**Information provided**
>> BEGIN

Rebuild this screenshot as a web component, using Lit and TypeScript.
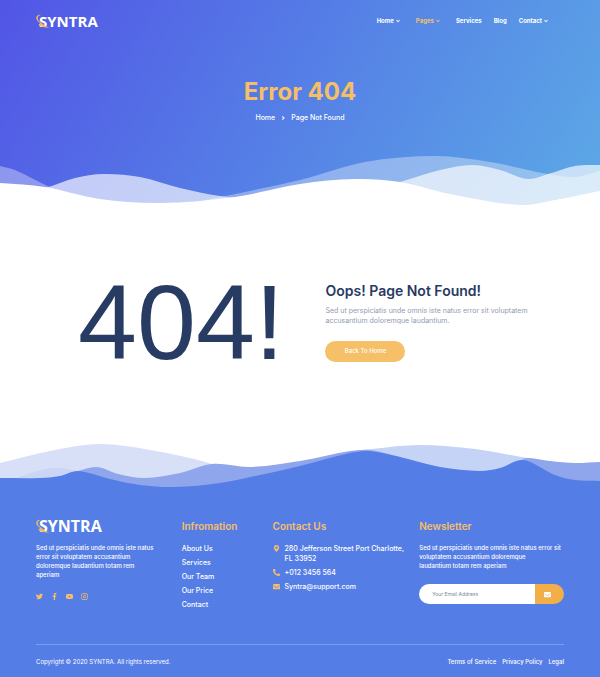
import { LitElement, html, css, svg, nothing } from "lit";
import { customElement, property } from "lit/decorators.js";

type Point = [number, number];

/** Smooth curve through the points, closed down to the given base line. */
function wave(points: Point[], base: number): string {
  let d = `M${points[0][0]},${base} L${points[0][0]},${points[0][1]}`;
  for (let i = 0; i < points.length - 1; i++) {
    const p0 = points[Math.max(0, i - 1)];
    const p1 = points[i];
    const p2 = points[i + 1];
    const p3 = points[Math.min(points.length - 1, i + 2)];
    const k1 = (p2[1] - p0[1]) / Math.max(1, p2[0] - p0[0]);
    const k2 = (p3[1] - p1[1]) / Math.max(1, p3[0] - p1[0]);
    const dx = (p2[0] - p1[0]) / 3;
    d += ` C${p1[0] + dx},${p1[1] + k1 * dx} ${p2[0] - dx},${p2[1] - k2 * dx} ${p2[0]},${p2[1]}`;
  }
  return `${d} L${points[points.length - 1][0]},${base} Z`;
}

const ICONS: Record<string, string> = {
  twitter:
    "M459 152c0 5 0 9 0 14 0 138-106 298-299 298-59 0-115-17-161-47 8 1 16 1 25 1 49 0 94-17 130-45-46-1-85-31-98-73 7 1 13 2 20 2 9 0 19-2 28-4-48-10-84-52-84-103v-1c14 8 30 13 47 13C39 188 20 156 20 120c0-19 5-37 14-53 52 64 129 105 216 110-2-8-3-16-3-24 0-58 47-105 105-105 30 0 57 13 77 33 24-5 46-13 66-25-8 24-24 45-46 58 21-2 42-8 60-16-14 21-31 39-50 54z",
  facebook:
    "M375 288l14-93h-89v-60c0-25 12-50 52-50h41V7s-37-7-72-7c-73 0-121 44-121 125v70h-81v93h81v224h100V288z",
  youtube:
    "M500 134c-6-24-24-42-47-48C412 75 256 75 256 75S100 75 59 86c-23 6-41 24-47 48C1 175 1 256 1 256s0 81 11 122c6 24 24 41 47 47 41 11 197 11 197 11s156 0 197-11c23-6 41-23 47-47 11-41 11-122 11-122s0-81-11-122zM205 330V182l130 74z",
  instagram:
    "M150 20h212c72 0 130 58 130 130v212c0 72-58 130-130 130H150C78 492 20 434 20 362V150C20 78 78 20 150 20zm0 46c-46 0-84 38-84 84v212c0 46 38 84 84 84h212c46 0 84-38 84-84V150c0-46-38-84-84-84zM256 135a121 121 0 1 1 0 242 121 121 0 0 1 0-242zm0 43a78 78 0 1 0 0 156 78 78 0 0 0 0-156zM382 102a28 28 0 1 1 0 56 28 28 0 0 1 0-56z",
  pin: "M236 502C91 291 64 270 64 192a192 192 0 1 1 384 0c0 78-27 99-172 310-10 13-30 13-40 0zM256 272a80 80 0 1 0 0-160 80 80 0 0 0 0 160z",
  phone:
    "M19 25L123 1c11-3 23 3 27 14l48 112c4 10 1 21-7 28l-61 50c36 77 99 140 177 177l50-61c7-8 18-11 28-7l112 48c11 4 17 16 14 27l-24 104c-3 11-12 19-24 19C207 512 0 305 0 49 0 37 8 28 19 25z",
  mail: "M502 191c4-3 10 0 10 5v204c0 27-21 48-48 48H48c-27 0-48-21-48-48V196c0-5 6-8 10-5 22 17 52 40 154 114 21 15 57 48 92 48 35 0 72-33 92-48 102-74 132-97 154-114zM256 320c23 0 57-29 73-41 133-97 143-105 174-129 6-5 9-12 9-19v-19c0-27-21-48-48-48H48c-27 0-48 21-48 48v19c0 7 3 14 9 19 31 24 41 32 174 129 16 12 50 41 73 41z",
  down: "M46 196l50-50 160 150 160-150 50 50-210 200z",
  right: "M156 86l60-56 210 226-210 226-60-56 160-170z",
};

@customElement("app-icon")
export class AppIcon extends LitElement {
  @property() name = "mail";

  static styles = css`
    :host {
      display: inline-flex;
      width: 7px;
      height: 7px;
      flex: none;
    }
    svg {
      width: 100%;
      height: 100%;
      fill: currentColor;
    }
  `;

  render() {
    return html`<svg viewBox="0 0 512 512" aria-hidden="true">
      ${svg`<path fill-rule="evenodd" d=${ICONS[this.name]} stroke="currentColor" stroke-width=${
        this.name === "down" || this.name === "right" ? 70 : 0
      }></path>`}
    </svg>`;
  }
}

@customElement("syntra-logo")
export class SyntraLogo extends LitElement {
  static styles = css`
    :host {
      display: block;
    }
    .logo {
      display: flex;
      align-items: center;
      color: #fff;
      text-decoration: none;
      font: 700 var(--logo-size, 15px) / 16px "Open Sans", sans-serif;
    }
    .mark {
      position: relative;
      z-index: 1;
      width: 14px;
      height: 14px;
      margin-right: -11px;
    }
  `;

  render() {
    return html`<a class="logo" href="#" aria-label="Syntra home">
      <svg class="mark" viewBox="0 0 14 14" aria-hidden="true">
        <path
          fill="#f5b95c"
          d="M5 .8C2.300 .3 0 1.800 .2 4.200 .5 6.500 2.500 7.900 4.300 9 3.700 9.600 2.800 10 2.500 10.500 4 13 9 13.600 14 13.600 11 12.700 9.200 12 7.800 10.700 6.300 9.200 2.600 7.600 1.900 5.200 1.300 3 2.800 1.400 5 .8z"
        ></path>
      </svg>
      <span>SYNTRA</span>
    </a>`;
  }
}

const HERO_BACK: Point[] = [[0, 21], [15, 25], [50, 42], [100, 60], [170, 62], [215, 53], [300, 35], [365, 17], [435, 11], [490, 17], [548, 29], [575, 32], [600, 26]];
const HERO_MIDDLE: Point[] = [[0, 50], [45, 43], [75, 33], [103, 29], [140, 32], [180, 43], [220, 51], [260, 54], [350, 50], [400, 37], [440, 25], [473, 20], [500, 25], [528, 34], [548, 29], [575, 21], [600, 20]];
const HERO_FRONT: Point[] = [[0, 38], [45, 42], [100, 54], [160, 58], [235, 52], [300, 39], [355, 34], [400, 37], [450, 49], [520, 60], [560, 54], [600, 46]];

const FOOT_LIGHT: Point[] = [[0, 28], [50, 16], [100, 9], [150, 15], [212, 29], [260, 50]];
const FOOT_BUMP: Point[] = [[10, 46], [30, 38], [55, 33], [78, 36], [110, 45]];
const FOOT_LEFT: Point[] = [[60, 42], [78, 36], [97, 32], [118, 39], [145, 43], [180, 38], [212, 29], [250, 32], [300, 26], [350, 16], [370, 15], [400, 22]];
const FOOT_PALE: Point[] = [[355, 17], [372, 14], [420, 10], [475, 14], [527, 23], [560, 28]];
const FOOT_RIGHT: Point[] = [[519, 26], [527, 23], [550, 26], [575, 28], [600, 27]];
const FOOT_FRONT: Point[] = [[0, 43], [40, 43], [60, 41], [78, 36], [110, 44], [140, 50], [175, 52], [220, 48], [260, 40], [300, 31], [350, 18], [369, 16], [400, 22], [440, 32], [480, 36], [500, 33], [523, 25], [555, 40], [575, 45], [600, 46]];

@customElement("app-root")
export class AppRoot extends LitElement {
  static styles = css`
    :host {
      display: block;
      font-family: Inter, sans-serif;
      color: #fff;
      background: #fff;
    }
    * {
      box-sizing: border-box;
    }
    h1,
    h2,
    h3,
    p,
    ul {
      margin: 0;
      padding: 0;
    }
    ul {
      list-style: none;
    }
    a {
      color: inherit;
      text-decoration: none;
    }
    .hero {
      background: linear-gradient(120deg, #5255e6 0%, #557de6 46%, #5caae6 100%);
    }
    .bar {
      display: flex;
      justify-content: space-between;
      align-items: center;
      padding: 13px 6% 0;
    }
    .menu {
      display: flex;
      gap: 12px;
      padding-right: 12px;
      font-size: 6px;
      line-height: 16px;
      font-weight: 700;
    }
    .menu a {
      display: flex;
      align-items: center;
      gap: 2px;
    }
    .menu app-icon {
      width: 4px;
      height: 4px;
    }
    .menu .parent {
      padding-right: 4px;
    }
    .menu .current {
      color: #f5bf68;
    }
    .title {
      text-align: center;
      padding-top: 47px;
    }
    .title h1 {
      font-size: 24px;
      line-height: 32px;
      font-weight: 700;
      color: #f5bf68;
    }
    .crumbs {
      display: flex;
      justify-content: center;
      align-items: center;
      gap: 6px;
      padding-top: 4px;
      font-size: 7px;
      line-height: 11px;
      font-weight: 500;
    }
    .crumbs app-icon {
      width: 4px;
      height: 4px;
    }
    .wave {
      display: block;
      width: 100%;
      height: 70px;
    }
    .hero .wave {
      margin-top: 22px;
    }
    .error {
      display: grid;
      grid-template-columns: minmax(0, 248fr) minmax(0, 239fr);
      align-items: center;
      padding: 47px 6% 53px 13%;
      color: #283b63;
    }
    .code {
      font-family: "Liberation Sans", sans-serif;
      font-size: 106px;
      line-height: 120px;
    }
    .message {
      padding-bottom: 2px;
    }
    .message h2 {
      font-size: 14px;
      line-height: 20px;
      font-weight: 600;
    }
    .message p {
      padding: 5px 0 15px;
      font-size: 7px;
      line-height: 10px;
      color: #919bb0;
    }
    .home {
      display: block;
      border: 0;
      border-radius: 11px;
      width: 80px;
      height: 21px;
      padding: 0;
      background: #f5c067;
      color: #fff;
      font: 500 6px/10px Inter, sans-serif;
    }
    .foot {
      background: #557de6;
    }
    .foot .wave {
      height: 60px;
      background: #fff;
    }
    .columns {
      display: grid;
      grid-template-columns: 146fr 91fr 147fr 145fr;
      padding: 23px 6% 34px;
    }
    .columns h3 {
      font-size: 10px;
      line-height: 16px;
      font-weight: 600;
      color: #f5bf68;
    }
    .columns syntra-logo {
      --logo-size: 16px;
    }
    .about p,
    .news p {
      padding-top: 9px;
      font-size: 6px;
      line-height: 9px;
      font-weight: 500;
    }
    .social {
      display: flex;
      gap: 8px;
      padding-top: 14px;
      color: #f5bf68;
    }
    .social a {
      display: flex;
    }
    .list {
      display: grid;
      gap: 4px;
      padding-top: 10px;
      font-size: 7px;
      line-height: 10px;
      font-weight: 500;
    }
    .contact li {
      display: flex;
      gap: 5px;
    }
    .contact app-icon {
      margin-top: 1px;
      color: #f5bf68;
    }
    .news form {
      display: flex;
      height: 20px;
      margin-top: 14px;
      border-radius: 10px;
      overflow: hidden;
    }
    .news input {
      flex: 1;
      min-width: 0;
      border: 0;
      padding: 0 13px;
      background: #fff;
      font: 5px/10px Inter, sans-serif;
      color: #5f6b85;
    }
    .news input::placeholder {
      color: #7d879b;
      opacity: 1;
    }
    .news button {
      display: flex;
      align-items: center;
      justify-content: center;
      width: 20%;
      padding: 0 5px 0 0;
      border: 0;
      background: #f2ae49;
      color: #fff;
    }
    .legal {
      display: flex;
      justify-content: space-between;
      margin: 0 6%;
      padding: 11px 0;
      border-top: 1px solid #7c9cef;
      font-size: 6px;
      line-height: 11px;
    }
    .legal nav {
      display: flex;
      gap: 6px;
      font-weight: 500;
    }
  `;

  private menuItem(label: string, parent = false, current = false) {
    return html`<a href="#" class="${parent ? "parent" : ""} ${current ? "current" : ""}"
      >${label}${parent ? html`<app-icon name="down"></app-icon>` : nothing}</a
    >`;
  }

  render() {
    return html`
      <header class="hero">
        <div class="bar">
          <syntra-logo></syntra-logo>
          <nav class="menu" aria-label="Main">
            ${this.menuItem("Home", true)} ${this.menuItem("Pages", true, true)}
            ${this.menuItem("Services")} ${this.menuItem("Blog")} ${this.menuItem("Contact", true)}
          </nav>
        </div>
        <div class="title">
          <h1>Error 404</h1>
          <nav class="crumbs" aria-label="Breadcrumb">
            <a href="#">Home</a><app-icon name="right"></app-icon><span>Page Not Found</span>
          </nav>
        </div>
        <svg class="wave" viewBox="0 0 600 70" preserveAspectRatio="none" aria-hidden="true">
          <path fill="#fff" fill-opacity="0.34" d=${wave(HERO_BACK, 71)}></path>
          <path fill="#fff" fill-opacity="0.66" d=${wave(HERO_MIDDLE, 71)}></path>
          <path fill="#fff" d=${wave(HERO_FRONT, 71)}></path>
        </svg>
      </header>

      <main class="error">
        <div class="code">404!</div>
        <div class="message">
          <h2>Oops! Page Not Found!</h2>
          <p>
            Sed ut perspiciatis unde omnis iste natus error sit voluptatem<br />accusantium
            doloremque laudantium.
          </p>
          <button class="home" type="button">Back To Home</button>
        </div>
      </main>

      <footer class="foot">
        <svg class="wave" viewBox="0 0 600 60" preserveAspectRatio="none" aria-hidden="true">
          <path fill="#d8e0f8" d=${wave(FOOT_LIGHT, 61)}></path>
          <path fill="#cbd5f5" d=${wave(FOOT_BUMP, 61)}></path>
          <path fill="#c5d3f6" d=${wave(FOOT_PALE, 61)}></path>
          <path fill="#8fa5ec" d=${wave(FOOT_LEFT, 61)}></path>
          <path fill="#8fa5ec" d=${wave(FOOT_RIGHT, 61)}></path>
          <path fill="#557de6" d=${wave(FOOT_FRONT, 61)}></path>
        </svg>
        <div class="columns">
          <section class="about">
            <syntra-logo></syntra-logo>
            <p>
              Sed ut perspiciatis unde omnis iste natus<br />error sit voluptatem accusantium<br />doloremque
              laudantium totam rem<br />aperiam
            </p>
            <div class="social">
              ${["twitter", "facebook", "youtube", "instagram"].map(
                (name) => html`<a href="#" aria-label=${name}><app-icon name=${name}></app-icon></a>`
              )}
            </div>
          </section>
          <section>
            <h3>Infromation</h3>
            <ul class="list">
              ${["About Us", "Services", "Our Team", "Our Price", "Contact"].map(
                (label) => html`<li><a href="#">${label}</a></li>`
              )}
            </ul>
          </section>
          <section>
            <h3>Contact Us</h3>
            <ul class="list contact">
              <li><app-icon name="pin"></app-icon><span>280 Jefferson Street Port Charlotte,<br />FL 33952</span></li>
              <li><app-icon name="phone"></app-icon><a href="#">+012 3456 564</a></li>
              <li><app-icon name="mail"></app-icon><a href="#">Syntra@support.com</a></li>
            </ul>
          </section>
          <section class="news">
            <h3>Newsletter</h3>
            <p>
              Sed ut perspiciatis unde omnis iste natus error sit<br />voluptatem accusantium
              doloremque<br />laudantium totam rem aperiam
            </p>
            <form>
              <input type="email" placeholder="Your Email Address" aria-label="Your Email Address" />
              <button type="button" aria-label="Subscribe"><app-icon name="mail"></app-icon></button>
            </form>
          </section>
        </div>
        <div class="legal">
          <span>Copyright © 2020 SYNTRA. All rights reserved.</span>
          <nav aria-label="Legal">
            <a href="#">Terms of Service</a><a href="#">Privacy Policy</a><a href="#">Legal</a>
          </nav>
        </div>
      </footer>
    `;
  }
}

>> END

**Job**
With the pictures left out, restate word for word every line of the data above, from the first down to the line that contains "type Point = [number, number];".

**Completed exercise**
Rebuild this screenshot as a web component, using Lit and TypeScript.
import { LitElement, html, css, svg, nothing } from "lit";
import { customElement, property } from "lit/decorators.js";

type Point = [number, number];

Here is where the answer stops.